Os médicos que atuam apenas no setor privado ou em ambos os setores ganham mais do que aqueles atuantes apenas no SUS. Dos médicos que trabalham no setor público, 37,8% ganham menos de R$ 8 mil mensais. Esta porcentagem cai para 21,8% entre aquele que atuam apenas no setor privado e para 11,8% entre os que trabalham nos dois setores.

Apenas 6,2% dos médicos que atuam exclusivamente no SUS estão na faixa salarial acima de R$ 20 mil. Já entre os médicos que atuam apenas na iniciativa privada ou nos dois setores, esse percentual sobe para 24%. A grande maioria dos profissionais que atuam no setor público – 84,5% – tem dois vínculos empregatícios. Entre os profissionais do setor privado, 27,1% têm dois empregos.

Entre os médicos que trabalham exclusivamente no setor público, 6,8% têm carga horária de 20 horas semanais; 39,4% trabalham de 40 a 60 horas e 19,8%, 60 horas ou mais. Entre aqueles que atuam exclusivamente no setor privado, os percentuais são 13,8%, 40,3% e 13,6% para as mesmas cargas horárias. Entre aqueles com atuação nos setores público e privado, 46% trabalham de 40 a 60 horas semanais e 47,5% mais de 60 horas por semana.
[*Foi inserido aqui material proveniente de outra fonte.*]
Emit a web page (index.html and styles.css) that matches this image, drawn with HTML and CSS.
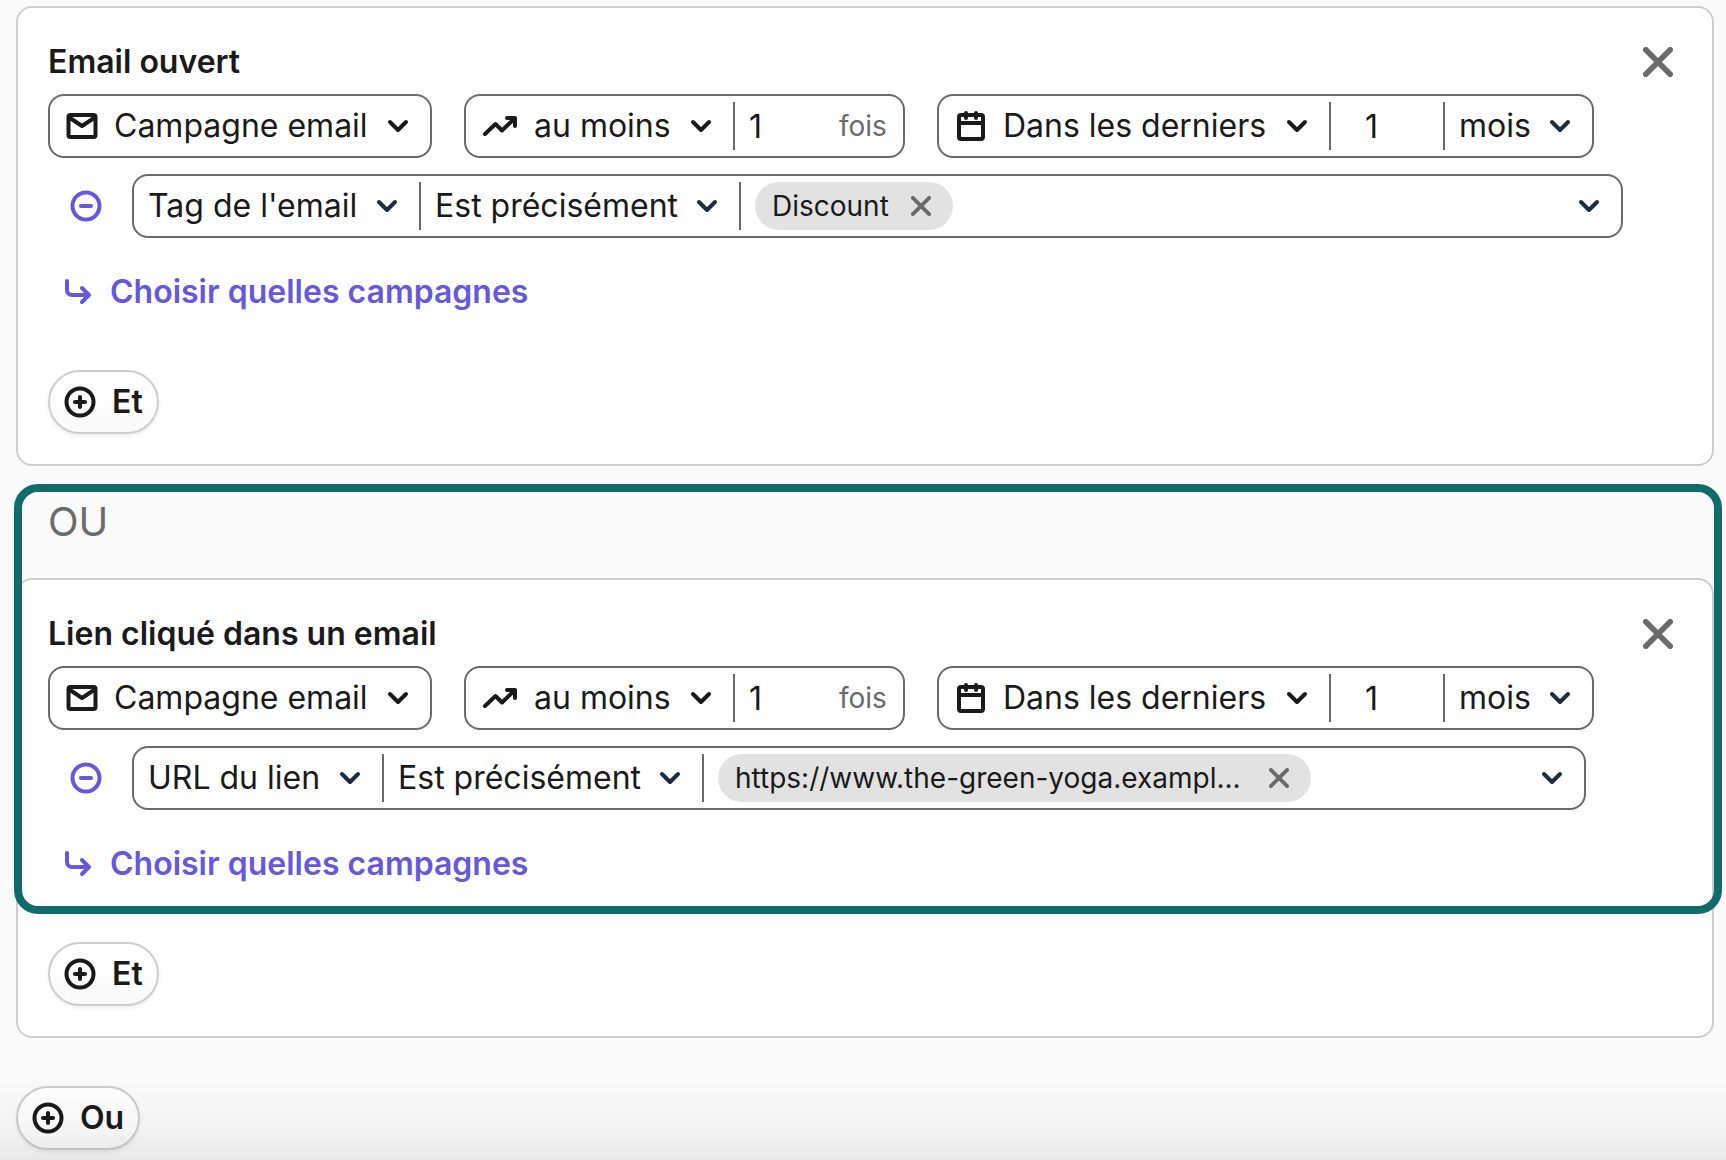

Os pesquisadores também questionaram se, dadas as mesmas condições salariais e de infraestrutura, os médicos prefeririam trabalhar nos setores público ou privada. A maioria, 58,2% disse que optaria pelo o SUS, contra 41,8% que escolheriam o setor privado. As mulheres (63,2%), os nordestinos (64%) e os médicos com até 35 anos (62,2%) são os perfis pesquisados que demonstraram uma maior preferência pelo setor público.
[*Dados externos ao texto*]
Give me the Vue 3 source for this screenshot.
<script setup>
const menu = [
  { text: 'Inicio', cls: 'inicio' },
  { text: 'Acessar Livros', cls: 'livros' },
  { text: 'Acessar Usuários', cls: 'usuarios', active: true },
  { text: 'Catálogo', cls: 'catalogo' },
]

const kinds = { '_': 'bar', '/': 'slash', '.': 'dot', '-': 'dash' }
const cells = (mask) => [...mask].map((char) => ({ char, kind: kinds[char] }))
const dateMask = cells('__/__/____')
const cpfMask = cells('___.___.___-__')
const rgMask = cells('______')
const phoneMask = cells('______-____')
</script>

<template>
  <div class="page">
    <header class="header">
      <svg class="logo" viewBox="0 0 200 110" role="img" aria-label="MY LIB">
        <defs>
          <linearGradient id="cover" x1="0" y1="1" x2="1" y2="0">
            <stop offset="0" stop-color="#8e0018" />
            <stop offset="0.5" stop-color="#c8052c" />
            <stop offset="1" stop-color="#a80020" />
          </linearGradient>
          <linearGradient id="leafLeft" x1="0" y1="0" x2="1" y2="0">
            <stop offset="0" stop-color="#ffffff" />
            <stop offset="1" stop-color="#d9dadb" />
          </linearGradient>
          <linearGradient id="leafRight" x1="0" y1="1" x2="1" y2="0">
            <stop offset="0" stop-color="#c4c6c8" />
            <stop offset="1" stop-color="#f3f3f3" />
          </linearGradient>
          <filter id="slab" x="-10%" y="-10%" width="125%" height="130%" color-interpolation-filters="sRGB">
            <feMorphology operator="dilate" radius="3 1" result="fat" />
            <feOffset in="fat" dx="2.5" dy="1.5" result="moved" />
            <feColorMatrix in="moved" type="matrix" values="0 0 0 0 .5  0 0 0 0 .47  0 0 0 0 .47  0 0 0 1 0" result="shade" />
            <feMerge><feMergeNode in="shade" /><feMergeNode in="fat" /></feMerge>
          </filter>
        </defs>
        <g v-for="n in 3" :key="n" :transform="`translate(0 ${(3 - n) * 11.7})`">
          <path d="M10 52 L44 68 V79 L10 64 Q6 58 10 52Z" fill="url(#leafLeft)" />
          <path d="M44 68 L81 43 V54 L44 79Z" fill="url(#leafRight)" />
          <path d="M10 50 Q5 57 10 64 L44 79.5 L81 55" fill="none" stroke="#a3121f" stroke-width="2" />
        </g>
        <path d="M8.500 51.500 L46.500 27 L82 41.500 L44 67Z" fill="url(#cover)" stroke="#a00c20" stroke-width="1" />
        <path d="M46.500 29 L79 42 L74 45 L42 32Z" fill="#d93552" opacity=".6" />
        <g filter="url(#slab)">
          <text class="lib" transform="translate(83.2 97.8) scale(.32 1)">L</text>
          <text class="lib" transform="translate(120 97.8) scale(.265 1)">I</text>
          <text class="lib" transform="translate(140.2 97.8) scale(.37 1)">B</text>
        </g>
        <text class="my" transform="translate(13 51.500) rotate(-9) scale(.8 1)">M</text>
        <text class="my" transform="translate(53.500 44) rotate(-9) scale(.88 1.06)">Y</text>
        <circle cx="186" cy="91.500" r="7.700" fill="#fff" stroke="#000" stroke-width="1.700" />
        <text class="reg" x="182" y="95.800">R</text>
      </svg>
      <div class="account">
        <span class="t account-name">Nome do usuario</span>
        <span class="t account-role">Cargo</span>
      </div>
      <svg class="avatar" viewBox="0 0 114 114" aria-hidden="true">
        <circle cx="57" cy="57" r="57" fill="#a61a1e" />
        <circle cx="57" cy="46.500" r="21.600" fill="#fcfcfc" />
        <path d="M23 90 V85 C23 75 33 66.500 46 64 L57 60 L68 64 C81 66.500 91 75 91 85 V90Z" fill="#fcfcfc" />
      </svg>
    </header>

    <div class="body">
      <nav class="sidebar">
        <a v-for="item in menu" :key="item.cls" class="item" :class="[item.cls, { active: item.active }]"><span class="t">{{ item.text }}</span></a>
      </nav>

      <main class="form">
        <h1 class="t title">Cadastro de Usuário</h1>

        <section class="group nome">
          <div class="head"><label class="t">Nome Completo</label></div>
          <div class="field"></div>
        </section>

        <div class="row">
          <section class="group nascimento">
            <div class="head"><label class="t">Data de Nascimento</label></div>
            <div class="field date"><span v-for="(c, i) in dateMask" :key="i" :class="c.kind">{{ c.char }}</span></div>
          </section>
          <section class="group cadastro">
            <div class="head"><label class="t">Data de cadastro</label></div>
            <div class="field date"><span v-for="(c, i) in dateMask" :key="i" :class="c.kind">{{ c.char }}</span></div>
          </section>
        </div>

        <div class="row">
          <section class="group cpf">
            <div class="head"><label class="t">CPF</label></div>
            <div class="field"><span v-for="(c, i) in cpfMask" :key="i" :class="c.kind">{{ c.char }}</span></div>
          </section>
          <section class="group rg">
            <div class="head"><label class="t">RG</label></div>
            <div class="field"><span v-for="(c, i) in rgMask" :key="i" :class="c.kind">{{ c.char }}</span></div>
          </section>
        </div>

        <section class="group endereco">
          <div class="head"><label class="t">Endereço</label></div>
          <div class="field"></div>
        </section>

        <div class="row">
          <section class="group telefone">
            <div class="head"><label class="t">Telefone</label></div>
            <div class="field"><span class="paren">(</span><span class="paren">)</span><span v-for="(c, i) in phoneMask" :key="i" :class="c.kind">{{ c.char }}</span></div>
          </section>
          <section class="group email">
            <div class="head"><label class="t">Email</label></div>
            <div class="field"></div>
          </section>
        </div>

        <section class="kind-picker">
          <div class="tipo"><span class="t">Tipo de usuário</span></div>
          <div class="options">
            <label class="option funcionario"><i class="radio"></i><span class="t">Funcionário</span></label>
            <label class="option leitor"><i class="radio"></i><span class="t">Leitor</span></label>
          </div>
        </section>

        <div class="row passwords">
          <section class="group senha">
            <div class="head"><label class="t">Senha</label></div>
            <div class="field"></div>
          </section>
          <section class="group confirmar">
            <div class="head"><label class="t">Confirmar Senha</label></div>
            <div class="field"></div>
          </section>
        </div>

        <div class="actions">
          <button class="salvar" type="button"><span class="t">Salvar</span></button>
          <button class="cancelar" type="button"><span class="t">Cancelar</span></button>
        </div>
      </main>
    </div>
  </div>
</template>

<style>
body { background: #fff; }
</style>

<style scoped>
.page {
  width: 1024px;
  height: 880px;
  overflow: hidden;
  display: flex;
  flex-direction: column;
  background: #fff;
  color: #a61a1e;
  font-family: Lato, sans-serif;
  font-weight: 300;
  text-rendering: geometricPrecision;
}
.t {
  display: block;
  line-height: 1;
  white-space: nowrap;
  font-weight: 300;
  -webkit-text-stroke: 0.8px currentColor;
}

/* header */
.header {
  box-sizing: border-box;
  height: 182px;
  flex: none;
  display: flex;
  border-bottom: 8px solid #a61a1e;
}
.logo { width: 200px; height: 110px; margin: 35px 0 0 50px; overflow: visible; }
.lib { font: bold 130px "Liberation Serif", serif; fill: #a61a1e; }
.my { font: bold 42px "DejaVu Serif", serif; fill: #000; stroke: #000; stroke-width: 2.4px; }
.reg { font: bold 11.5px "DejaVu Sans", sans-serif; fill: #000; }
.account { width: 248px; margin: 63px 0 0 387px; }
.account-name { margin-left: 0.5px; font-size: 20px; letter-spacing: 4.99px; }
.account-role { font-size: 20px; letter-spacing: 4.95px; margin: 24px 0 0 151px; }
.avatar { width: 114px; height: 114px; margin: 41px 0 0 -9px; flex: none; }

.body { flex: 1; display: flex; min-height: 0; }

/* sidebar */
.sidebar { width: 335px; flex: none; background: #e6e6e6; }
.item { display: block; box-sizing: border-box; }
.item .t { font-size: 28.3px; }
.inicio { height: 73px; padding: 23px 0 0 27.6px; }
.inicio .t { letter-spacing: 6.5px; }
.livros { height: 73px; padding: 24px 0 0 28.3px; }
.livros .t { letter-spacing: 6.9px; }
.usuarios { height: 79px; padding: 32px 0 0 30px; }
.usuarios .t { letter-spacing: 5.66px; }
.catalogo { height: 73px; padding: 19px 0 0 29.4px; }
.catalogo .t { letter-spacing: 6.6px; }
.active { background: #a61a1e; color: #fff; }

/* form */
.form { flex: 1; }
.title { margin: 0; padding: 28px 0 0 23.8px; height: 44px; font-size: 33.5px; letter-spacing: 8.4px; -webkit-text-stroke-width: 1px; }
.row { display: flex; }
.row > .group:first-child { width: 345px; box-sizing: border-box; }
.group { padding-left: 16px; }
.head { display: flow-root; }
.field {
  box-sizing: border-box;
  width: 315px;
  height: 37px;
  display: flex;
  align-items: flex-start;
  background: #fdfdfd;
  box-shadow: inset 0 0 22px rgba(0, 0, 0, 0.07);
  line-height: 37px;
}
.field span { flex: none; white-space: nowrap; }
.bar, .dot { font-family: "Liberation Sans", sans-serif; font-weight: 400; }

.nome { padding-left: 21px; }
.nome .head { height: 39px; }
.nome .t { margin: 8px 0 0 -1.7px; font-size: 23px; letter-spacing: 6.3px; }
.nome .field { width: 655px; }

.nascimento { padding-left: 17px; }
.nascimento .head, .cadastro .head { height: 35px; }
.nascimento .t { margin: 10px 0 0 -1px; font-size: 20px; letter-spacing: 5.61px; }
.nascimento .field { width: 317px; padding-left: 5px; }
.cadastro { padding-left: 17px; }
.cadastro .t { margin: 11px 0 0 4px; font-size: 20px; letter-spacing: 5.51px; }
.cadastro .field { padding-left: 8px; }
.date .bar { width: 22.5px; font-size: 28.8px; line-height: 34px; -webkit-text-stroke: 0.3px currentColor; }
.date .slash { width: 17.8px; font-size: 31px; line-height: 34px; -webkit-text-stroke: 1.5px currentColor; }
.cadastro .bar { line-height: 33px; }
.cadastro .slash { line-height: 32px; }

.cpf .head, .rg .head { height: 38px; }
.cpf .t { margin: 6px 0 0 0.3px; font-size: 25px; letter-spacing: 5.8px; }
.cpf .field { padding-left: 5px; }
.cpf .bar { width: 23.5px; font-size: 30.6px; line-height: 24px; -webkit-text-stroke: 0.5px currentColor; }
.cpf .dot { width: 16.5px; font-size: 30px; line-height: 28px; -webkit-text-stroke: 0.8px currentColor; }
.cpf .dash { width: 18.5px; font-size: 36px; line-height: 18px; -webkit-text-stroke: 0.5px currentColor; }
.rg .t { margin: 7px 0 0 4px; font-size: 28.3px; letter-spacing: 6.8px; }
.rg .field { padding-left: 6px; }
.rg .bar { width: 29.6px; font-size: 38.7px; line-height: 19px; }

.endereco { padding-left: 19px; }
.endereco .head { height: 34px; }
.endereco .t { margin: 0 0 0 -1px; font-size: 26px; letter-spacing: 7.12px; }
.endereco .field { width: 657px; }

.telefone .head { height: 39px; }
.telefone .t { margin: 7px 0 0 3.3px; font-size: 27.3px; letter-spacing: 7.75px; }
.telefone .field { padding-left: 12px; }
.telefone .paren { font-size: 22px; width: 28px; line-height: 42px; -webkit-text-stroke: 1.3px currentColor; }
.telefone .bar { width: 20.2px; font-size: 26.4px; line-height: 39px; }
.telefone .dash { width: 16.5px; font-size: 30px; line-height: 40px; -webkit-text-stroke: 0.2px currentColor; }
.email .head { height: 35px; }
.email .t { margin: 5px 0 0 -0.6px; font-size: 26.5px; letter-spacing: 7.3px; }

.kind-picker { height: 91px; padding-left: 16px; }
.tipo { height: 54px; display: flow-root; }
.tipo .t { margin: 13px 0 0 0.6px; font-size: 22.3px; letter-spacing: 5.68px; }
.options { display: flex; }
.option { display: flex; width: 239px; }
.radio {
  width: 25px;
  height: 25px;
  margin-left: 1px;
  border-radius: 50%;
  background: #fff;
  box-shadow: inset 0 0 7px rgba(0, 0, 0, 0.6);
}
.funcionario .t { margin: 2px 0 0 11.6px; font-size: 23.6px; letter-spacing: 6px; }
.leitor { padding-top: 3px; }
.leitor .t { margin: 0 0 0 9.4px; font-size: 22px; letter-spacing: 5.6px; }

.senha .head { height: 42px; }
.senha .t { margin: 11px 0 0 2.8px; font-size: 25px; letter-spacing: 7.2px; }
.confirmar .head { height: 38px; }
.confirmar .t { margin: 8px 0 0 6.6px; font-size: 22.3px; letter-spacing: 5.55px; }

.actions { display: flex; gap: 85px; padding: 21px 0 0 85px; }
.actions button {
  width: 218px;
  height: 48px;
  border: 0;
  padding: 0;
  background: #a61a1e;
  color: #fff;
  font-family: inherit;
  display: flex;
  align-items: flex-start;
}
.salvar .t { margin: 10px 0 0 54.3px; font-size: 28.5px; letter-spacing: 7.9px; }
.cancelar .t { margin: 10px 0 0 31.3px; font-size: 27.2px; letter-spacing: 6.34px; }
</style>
Mais da metade dos médicos (51,5%) que atuam no setor público trabalham em hospitais, sendo 33,3% em estabelecimentos públicos de administração direta ou sob a gestão de Organizações Sociais, 14,2% em hospitais universitários e 11,7% em Santas Casas ou entidades filantrópicas.

Depois dos hospitais, os médicos do Sistema Único de Saúde servem em serviços de atenção primária em saúde (23,5%), que são as unidades básicas e o programa Saúde da Família e, por fim (4,8%) trabalham em serviços de atenção secundária e especializada, que são os ambulatórios de especialidade, UPAS, CAPS, entre outros.

Já entre os médicos que atuam no setor privado, o lugar de trabalho mais frequente é o consultório particular (40,1%), tendo o hospital privado como segunda opção (38,1%). Os outros locais são a clínica ou ambulatório privado (31,1%), universidade privada (5,3%), serviço médico de empresa (4,8%) e laboratórios e serviços de diagnose e terapia (1,8). Há ainda uma parcela de 2,2%, tanto no setor público quanto no privado, que citou outros locais, como cargo em indústria farmacêutica ou auditoria do INSS.